History has shown us many a Cleopatra in some such roles, and I know that everyone of you in your own walk of life, has known of cases less famous but equally tragic.

Nevertheless, in fairness to the sex, let it be said that selfishness in its true sense is not always the motive power that drives these unhappy women on. Cleopatra was not intentionally selfish when she kept Antony by her side, whilst the cold ambitious Octavius had time to conquer worlds in his stead. Mrs. Warren Harding, in acting as the motive force which drove a simple farmer to the helm of one of the greatest powers in the modern world, has always appealed to me as being more a tragedy herself than even the tragic figure of her husband. And, plain Mrs. Smith, who turns her husband from an easy-going, sporting Briton into a white-faced business robot, is herself more often than not a stricken statue of self-denial.

Mark, I do not say that these women are right; merely that they are not, in the true meaning of the word, selfish.

When the pagans would have it that Cupid was blind I think they made a mistake. It is not the little god who is blind; he distributes his precious shafts judiciously enough as a rule; but his arrow points often seem to have been dipped in a virulent poison, which has the power of depriving of their sight those who have been pierced by them. And women suffer from these attacks of blindness far more frequently and more completely than men.

Watch the girl who fears or hopes for her lover. Is she selfish? Let Destiny ask her to give her life for his and see then! For herself she cares nothing, but for him--for him she will be ready to sacrifice not only her life, but the rest of the world in a single blazing funeral pyre if it would but profit him. Love's poisoned shaft has blinded her indeed.

She thinks for him, acts for him, schemes for him, plunges into evil or good impersonally for him. She sees a prize--he must have it; she recognizes a goal--he must attain it. For love of him she dreams dreams, and in her love-blindness she is obsessed by the dreams and forces his weak humanity to an impossible task.

But make no mistake. The dreams are all for him. She is willing to stand in the background, fall out by the way; she is ready to become a mere stepping-stone to his success. It would be the divine height of unselfishness were it not the blind height of folly.

Woman has a longer vision than man, but she lacks his logical faculty for estimating obstacles. Woman will try and keep her lover by her side, knowing that they would be happy together even though his name be disgraced, or his country in sore need of him. But man, whose creed is different from hers, puts her second in his thoughts. 'I could not love thee, dear, so much, loved I not honour more!' is his rule of life; he is selfish for his honour's sake, whilst she would sacrifice both her honour and his regard for her in order to keep him safely within the shelter of her arms.

It has been said that if we only had faith we could say to this mountain: 'Go hence!' and it would actually go. That is the creed of the woman who is in love. Her faith in her love is so great that, should she covet a throne for her lover and a mountain stood in his way she would try her best to move it. I always think that had St. Peter been a woman he would never have found himself sinking when he tried to walk so boldly upon the waves.

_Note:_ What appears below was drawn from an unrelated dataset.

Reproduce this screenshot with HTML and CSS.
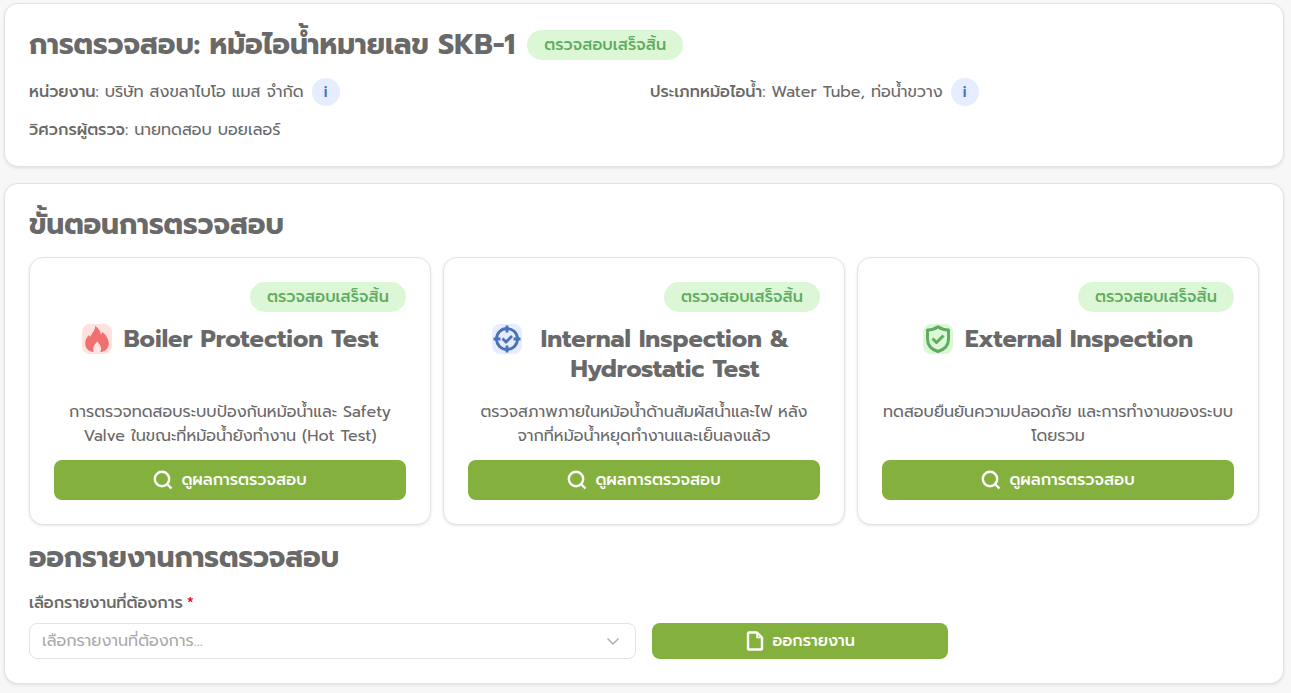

Sometimes the man also is of heroic mould and can follow the keenest flights of his chosen woman's vision and make them all come true. But such a man is rare; he is the real Fairy Prince for whom every woman pines. With a true woman as his guide and helpmate he can rise to heights supreme and when he has reached them you will find him listening to the plaudits of a wondering world, taking them all as his due, for the world, my friends, seldom sees or guesses that it was the woman who gave him all that he most needed--her help, her guidance, her sustaining love--so that he might attain his goal.

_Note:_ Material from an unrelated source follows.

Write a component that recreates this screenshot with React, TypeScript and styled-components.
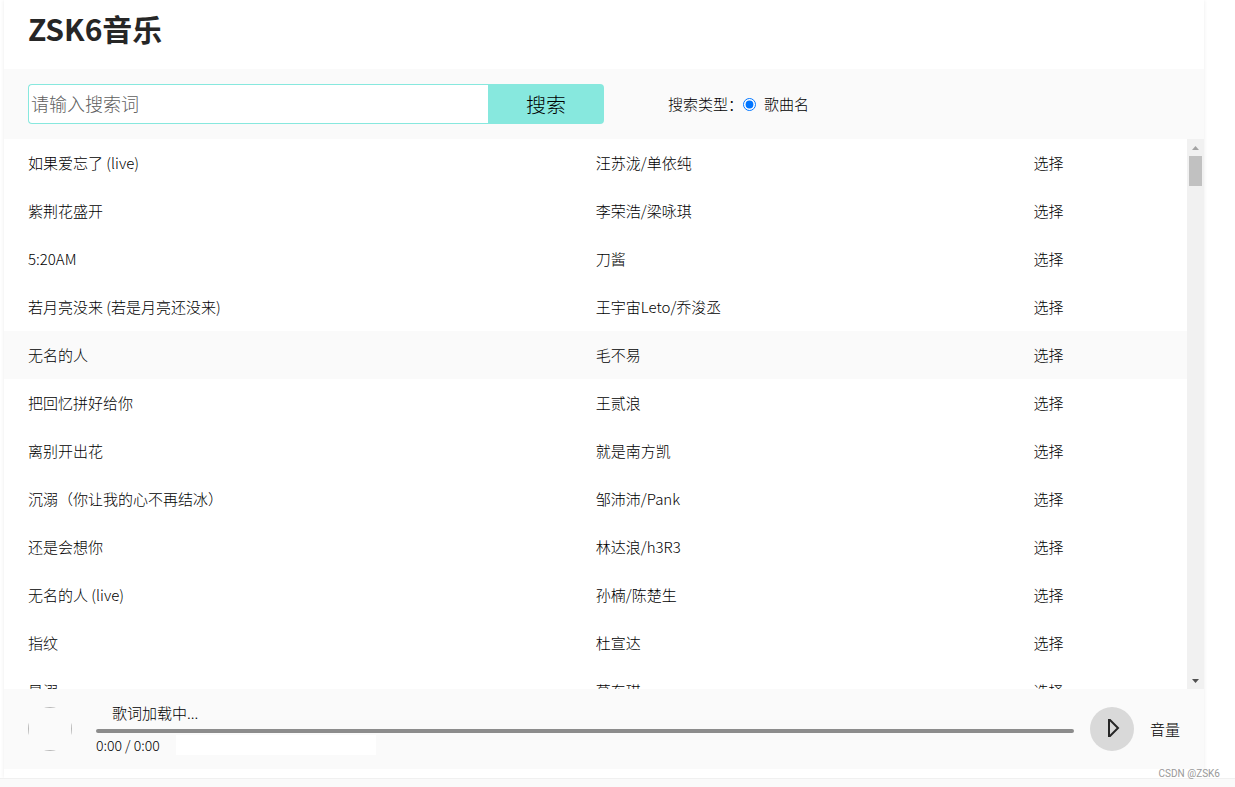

Is it not the charming contrariness in woman that makes her--demmed delicious, distracting creature that she is--dream so many uncomfortable dreams? Would woman not a million times rather be left alone in an Eden of her own creation, alone with the man she loved, no matter whether he were god or common clay, than be a dweller in a Paradise peopled and fashioned by the world outside?

That is the reason probably why most of them are glad when they find that their idol has feet of clay after all, and they can love him just as illogically and absolutely as their heart desires, with all his failings and his sins. It is heroic, this giving all for love, and women are so constituted that they actually like doing it; but a happy home, contentment and family life are really worth a thousand times more than dreams of ambition, so few of which are satisfying even when they are attained.